TASK BRIEF — Repeat the material below word for word and leave out all pictures.
■ ■ ■ ■ ■ ■ ■
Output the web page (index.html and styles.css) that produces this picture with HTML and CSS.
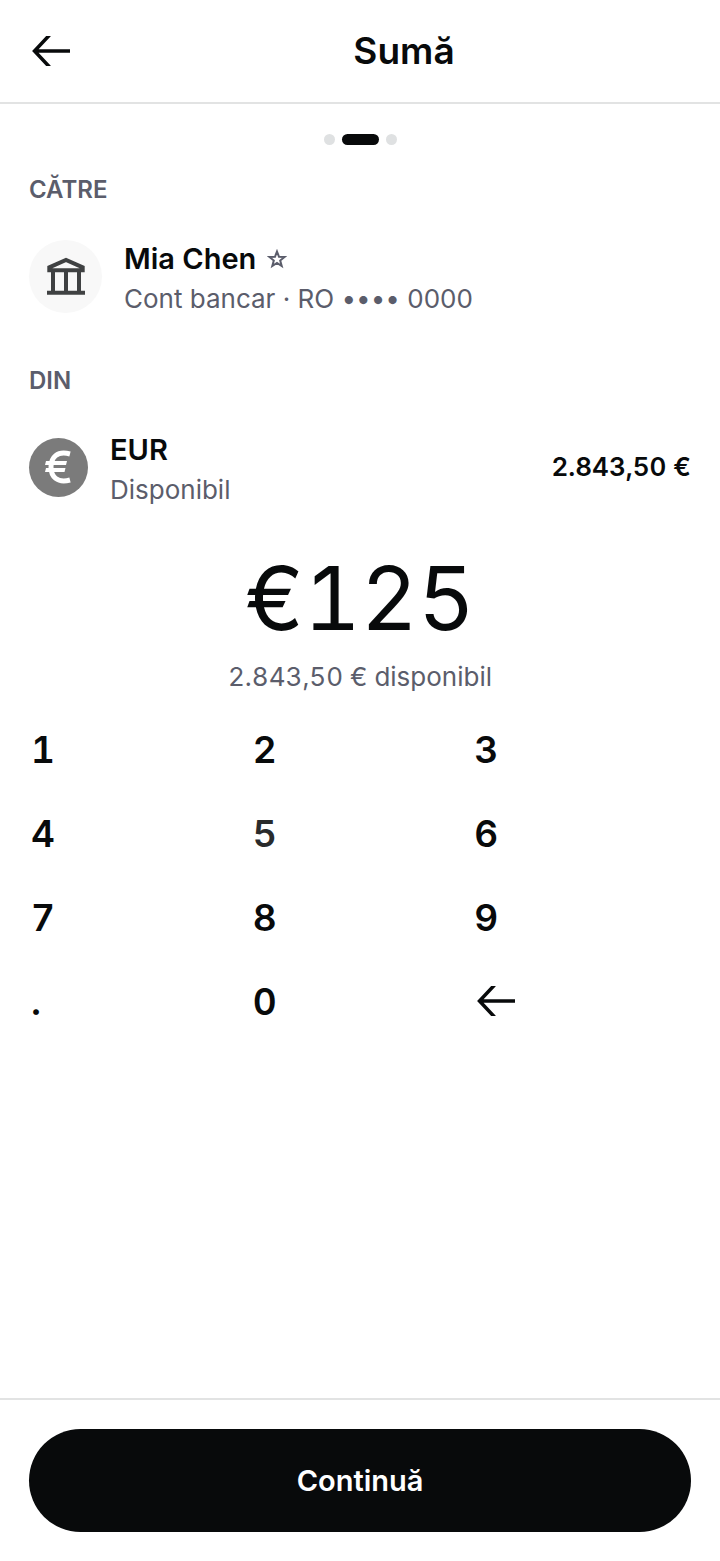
FILE: index.html
```html
<!DOCTYPE html>
<html lang="ro">
<head>
<meta charset="utf-8">
<meta name="viewport" content="width=device-width, initial-scale=1">
<title>Sumă</title>
<link rel="stylesheet" href="styles.css">
</head>
<body>
<div class="screen">
  <header class="topbar">
    <button class="back" type="button" aria-label="Înapoi">
      <svg class="arrow" viewBox="0 0 38 30" aria-hidden="true"><path d="M2.500 15H38M17.500-1L2.500 15l15 16"/></svg>
    </button>
    <h1 class="title">Sumă</h1>
  </header>
  <main class="content">
    <div class="steps"><span class="step"></span><span class="step step-active"></span><span class="step"></span></div>
    <section class="section">
      <h2 class="label">CĂTRE</h2>
      <div class="row">
        <span class="avatar">
          <svg class="bank" viewBox="0 0 38 38" aria-hidden="true"><path d="M2.300 13.300V10.300L19 3 35.700 10.300V13.300ZM6 13V35M19 13V35M32 13V35M0 35.700H38"/></svg>
        </span>
        <div class="info">
          <div class="name">Mia Chen <svg class="star" viewBox="0 0 20 21" aria-hidden="true"><path d="M10 2.500L12 7.750 17.600 8 13.200 11.550 14.700 17 10 13.900 5.300 17 6.800 11.550 2.400 8 8 7.750Z"/></svg></div>
          <div class="detail">Cont bancar · RO •••• 0000</div>
        </div>
      </div>
    </section>
    <section class="section">
      <h2 class="label">DIN</h2>
      <div class="row">
        <span class="coin"><svg class="euro" viewBox="0 0 28 34" aria-hidden="true"><path d="M25 4C12 .500 6 7.500 6 17s6 16.500 19 13"/><path class="euro-bar" d="M1 11H22L21 15H0ZM1 18H20.500L19.500 22H0Z"/></svg></span>
        <div class="info">
          <div class="name">EUR</div>
          <div class="detail">Disponibil</div>
        </div>
        <div class="balance">2.843,50 €</div>
      </div>
    </section>
    <div class="amount">€125</div>
    <div class="available">2.843,50 € disponibil</div>
    <div class="keypad">
      <button class="key" type="button">1</button>
      <button class="key" type="button">2</button>
      <button class="key" type="button">3</button>
      <button class="key" type="button">4</button>
      <button class="key key-pressed" type="button">5</button>
      <button class="key" type="button">6</button>
      <button class="key" type="button">7</button>
      <button class="key" type="button">8</button>
      <button class="key" type="button">9</button>
      <button class="key" type="button">.</button>
      <button class="key" type="button">0</button>
      <button class="key key-icon" type="button" aria-label="Șterge">
        <svg class="arrow" viewBox="0 0 38 30" aria-hidden="true"><path d="M2.500 15H38M17.500-1L2.500 15l15 16"/></svg>
      </button>
    </div>
  </main>
  <footer class="footer">
    <button class="continue" type="button">Continuă</button>
  </footer>
</div>
</body>
</html>
```
FILE: styles.css
```css
* { box-sizing: border-box; }
body {
  margin: 0;
  background: #fff;
  color: #080a0b;
  font-family: Inter, "Liberation Sans", sans-serif;
}
button {
  border: 0;
  padding: 0;
  background: none;
  color: inherit;
  font: inherit;
  cursor: pointer;
}
.screen { display: flex; flex-direction: column; min-height: 100vh; }
.topbar {
  display: flex;
  align-items: center;
  height: 104px;
  padding: 0 29px;
  border-bottom: 2px solid #e2e3e3;
}
.back { display: flex; align-items: center; width: 88px; height: 80px; padding-left: 3px; }
.arrow { width: 38px; height: 30px; fill: none; stroke: currentColor; stroke-width: 3.500; }
.title { flex: 1; margin: 0; font-size: 37px; line-height: 48px; font-weight: 600; text-align: center; }
.content { flex: 1; padding: 30px 29px 0; }
.steps { display: flex; justify-content: center; gap: 7px; }
.step { width: 11px; height: 11px; border-radius: 6px; background: #dfe1e2; }
.step-active { width: 37px; background: #080a0b; }
.section { padding-top: 29px; }
.label { margin: 0; font-size: 24px; line-height: 32px; font-weight: 600; color: #5b5d6b; }
.row { display: flex; align-items: center; gap: 22px; height: 130px; padding-top: 10px; }
.avatar, .coin { display: flex; align-items: center; justify-content: center; flex: none; border-radius: 50%; }
.avatar { width: 73px; height: 73px; background: #f8f8f8; }
.bank { width: 38px; height: 38px; fill: none; stroke: #3f4142; stroke-width: 4; }
.coin { width: 59px; height: 59px; background: #7b7b7b; }
.euro { width: 28px; height: 34px; fill: none; stroke: #fff; stroke-width: 5; }
.euro-bar { fill: #fff; stroke: none; }
.info { flex: 1; padding-top: 6px; }
.name { display: flex; align-items: center; gap: 11px; font-size: 29px; line-height: 40px; font-weight: 600; }
.star { width: 20px; height: 21px; fill: none; stroke: #5b5d6b; stroke-width: 2; }
.detail { font-size: 26px; line-height: 40px; color: #5b5d6b; font-feature-settings: "calt" 0; }
.balance { font-size: 26px; line-height: 40px; font-weight: 600; font-variant-numeric: tabular-nums; }
.amount { margin-top: 18px; font-size: 88px; line-height: 106px; text-align: center; font-variant-numeric: tabular-nums; }
.available { margin-top: 6px; font-size: 26px; line-height: 40px; text-align: center; color: #5b5d6b; font-variant-numeric: tabular-nums; }
.keypad { display: grid; grid-template-columns: repeat(3, 1fr); grid-auto-rows: 84px; column-gap: 3px; margin-top: 10px; }
.key { display: flex; align-items: center; padding-left: 2px; font-size: 37px; font-weight: 600; font-variant-numeric: tabular-nums; }
.key-icon { padding-left: 5px; }
.key-pressed { color: #292b2c; }
.footer { padding: 29px; border-top: 2px solid #e2e3e3; }
.continue { display: block; width: 100%; height: 103px; border-radius: 52px; background: #080a0b; color: #fff; font-size: 29px; font-weight: 600; }
```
■ ■ ■ ■ ■ ■ ■
RESPONSE —
Output the web page (index.html and styles.css) that produces this picture with HTML and CSS.
FILE: index.html
```html
<!DOCTYPE html>
<html lang="ro">
<head>
<meta charset="utf-8">
<meta name="viewport" content="width=device-width, initial-scale=1">
<title>Sumă</title>
<link rel="stylesheet" href="styles.css">
</head>
<body>
<div class="screen">
  <header class="topbar">
    <button class="back" type="button" aria-label="Înapoi">
      <svg class="arrow" viewBox="0 0 38 30" aria-hidden="true"><path d="M2.500 15H38M17.500-1L2.500 15l15 16"/></svg>
    </button>
    <h1 class="title">Sumă</h1>
  </header>
  <main class="content">
    <div class="steps"><span class="step"></span><span class="step step-active"></span><span class="step"></span></div>
    <section class="section">
      <h2 class="label">CĂTRE</h2>
      <div class="row">
        <span class="avatar">
          <svg class="bank" viewBox="0 0 38 38" aria-hidden="true"><path d="M2.300 13.300V10.300L19 3 35.700 10.300V13.300ZM6 13V35M19 13V35M32 13V35M0 35.700H38"/></svg>
        </span>
        <div class="info">
          <div class="name">Mia Chen <svg class="star" viewBox="0 0 20 21" aria-hidden="true"><path d="M10 2.500L12 7.750 17.600 8 13.200 11.550 14.700 17 10 13.900 5.300 17 6.800 11.550 2.400 8 8 7.750Z"/></svg></div>
          <div class="detail">Cont bancar · RO •••• 0000</div>
        </div>
      </div>
    </section>
    <section class="section">
      <h2 class="label">DIN</h2>
      <div class="row">
        <span class="coin"><svg class="euro" viewBox="0 0 28 34" aria-hidden="true"><path d="M25 4C12 .500 6 7.500 6 17s6 16.500 19 13"/><path class="euro-bar" d="M1 11H22L21 15H0ZM1 18H20.500L19.500 22H0Z"/></svg></span>
        <div class="info">
          <div class="name">EUR</div>
          <div class="detail">Disponibil</div>
        </div>
        <div class="balance">2.843,50 €</div>
      </div>
    </section>
    <div class="amount">€125</div>
    <div class="available">2.843,50 € disponibil</div>
    <div class="keypad">
      <button class="key" type="button">1</button>
      <button class="key" type="button">2</button>
      <button class="key" type="button">3</button>
      <button class="key" type="button">4</button>
      <button class="key key-pressed" type="button">5</button>
      <button class="key" type="button">6</button>
      <button class="key" type="button">7</button>
      <button class="key" type="button">8</button>
      <button class="key" type="button">9</button>
      <button class="key" type="button">.</button>
      <button class="key" type="button">0</button>
      <button class="key key-icon" type="button" aria-label="Șterge">
        <svg class="arrow" viewBox="0 0 38 30" aria-hidden="true"><path d="M2.500 15H38M17.500-1L2.500 15l15 16"/></svg>
      </button>
    </div>
  </main>
  <footer class="footer">
    <button class="continue" type="button">Continuă</button>
  </footer>
</div>
</body>
</html>
```
FILE: styles.css
```css
* { box-sizing: border-box; }
body {
  margin: 0;
  background: #fff;
  color: #080a0b;
  font-family: Inter, "Liberation Sans", sans-serif;
}
button {
  border: 0;
  padding: 0;
  background: none;
  color: inherit;
  font: inherit;
  cursor: pointer;
}
.screen { display: flex; flex-direction: column; min-height: 100vh; }
.topbar {
  display: flex;
  align-items: center;
  height: 104px;
  padding: 0 29px;
  border-bottom: 2px solid #e2e3e3;
}
.back { display: flex; align-items: center; width: 88px; height: 80px; padding-left: 3px; }
.arrow { width: 38px; height: 30px; fill: none; stroke: currentColor; stroke-width: 3.500; }
.title { flex: 1; margin: 0; font-size: 37px; line-height: 48px; font-weight: 600; text-align: center; }
.content { flex: 1; padding: 30px 29px 0; }
.steps { display: flex; justify-content: center; gap: 7px; }
.step { width: 11px; height: 11px; border-radius: 6px; background: #dfe1e2; }
.step-active { width: 37px; background: #080a0b; }
.section { padding-top: 29px; }
.label { margin: 0; font-size: 24px; line-height: 32px; font-weight: 600; color: #5b5d6b; }
.row { display: flex; align-items: center; gap: 22px; height: 130px; padding-top: 10px; }
.avatar, .coin { display: flex; align-items: center; justify-content: center; flex: none; border-radius: 50%; }
.avatar { width: 73px; height: 73px; background: #f8f8f8; }
.bank { width: 38px; height: 38px; fill: none; stroke: #3f4142; stroke-width: 4; }
.coin { width: 59px; height: 59px; background: #7b7b7b; }
.euro { width: 28px; height: 34px; fill: none; stroke: #fff; stroke-width: 5; }
.euro-bar { fill: #fff; stroke: none; }
.info { flex: 1; padding-top: 6px; }
.name { display: flex; align-items: center; gap: 11px; font-size: 29px; line-height: 40px; font-weight: 600; }
.star { width: 20px; height: 21px; fill: none; stroke: #5b5d6b; stroke-width: 2; }
.detail { font-size: 26px; line-height: 40px; color: #5b5d6b; font-feature-settings: "calt" 0; }
.balance { font-size: 26px; line-height: 40px; font-weight: 600; font-variant-numeric: tabular-nums; }
.amount { margin-top: 18px; font-size: 88px; line-height: 106px; text-align: center; font-variant-numeric: tabular-nums; }
.available { margin-top: 6px; font-size: 26px; line-height: 40px; text-align: center; color: #5b5d6b; font-variant-numeric: tabular-nums; }
.keypad { display: grid; grid-template-columns: repeat(3, 1fr); grid-auto-rows: 84px; column-gap: 3px; margin-top: 10px; }
.key { display: flex; align-items: center; padding-left: 2px; font-size: 37px; font-weight: 600; font-variant-numeric: tabular-nums; }
.key-icon { padding-left: 5px; }
.key-pressed { color: #292b2c; }
.footer { padding: 29px; border-top: 2px solid #e2e3e3; }
.continue { display: block; width: 100%; height: 103px; border-radius: 52px; background: #080a0b; color: #fff; font-size: 29px; font-weight: 600; }
```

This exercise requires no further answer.